We were actually there to see an temporary exhibit: "Ringmaster: Judy Onofrio and the Art of the Circus". The museum description:
"Judy Onofrio’s life-sized sculptures of extraordinary performers, animals, and circus acts will be exhibited alongside examples of banners, posters, and carvings—drawn from the Circus World Museum collection—that have inspired her work. Onofrio’s glittering constructions are carved, molded, painted, and assembled from wood, fiberglass, beads, ceramic shards, and collected objects. With Onofrio as ringmaster, these materials take form as contortionists, acrobats, and magicians of yesteryear who once again twist, soar, and cast spells for audience..."
Photographs of the temporary exhibits are not allowed, but you can see some of the pieces that were on display at her website. I was amazed at how large the pieces were... some of them must have been 12 feet high... and so detailed.
In Ring of Fire, (third row down on the page you can get to from the "exhibition" link on the left), the woman balances without being attached to the hoop... you can see her swaying gently up in the air.

I've probably passed by this door a million times... it's a church right in the middle of campus... between the Humanities Building, the Chazen, the University Book Store, and the Lake Street Parking Ramp (where I have spent countless hours roaming in circles looking for parking), but I don't think I've ever had a camera when I passed by the very cool doors.
We wandered over to the Union, got a Babcock Hall ice cream cone, and sat out on the terrace to watch the lake and the boats. (This is right after the major rains/flooding we had here, so the lake level is really high, and probably a bit toxic at this point, but that doesn't seem to phase anybody out there.)

Monday, June 02, 2008

Texas Barbeque

We were in Texas checking up on the old home place. On the way out of San Antonio we stop at Rudy's. We're tickled that they bill themselves as the "Worst Bar-B-Q in Texas". It's good, though. When my grandmother and great aunt did the run out to the country house, they always stopped here. In Texas it seems that barbeque is not served on plates. You get a kind of deli paper for the meat, and rectangular paper bowls or styrofoam cups for the beans and potato salad, etc. When you order your barbecue, you don't order a sandwich, you order by the pound. And the bread, at least the bread I've seen, is always from a loaf of soft white bread.
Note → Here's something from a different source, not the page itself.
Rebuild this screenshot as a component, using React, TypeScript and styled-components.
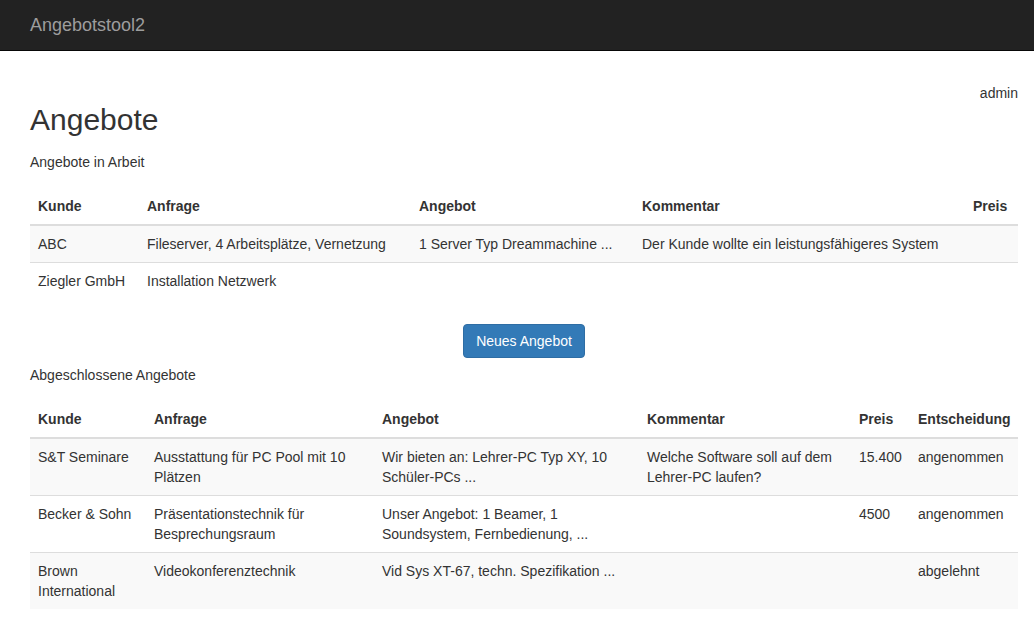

The rest of the pictures are from Woody's, the barbeque/gas station/convenience store down the highway from the old home place. Much the same scenario... house barbeque sauce for sale, and all manner of meats and other foods for sale, including fudge, pecan pie, and those pink peanut patties I used to eat all the time when we visited grandmom in the summer. Two big stainless steel serving canisters of iced tea, one sweet and one unsweetened. Picnic tables and loaves of bread just laid out on the table... help yourself. The gentlemen behind the counter were pleased to provide samples of everything they had for sale, including buffalo and venison jerky, and elk summer sausage.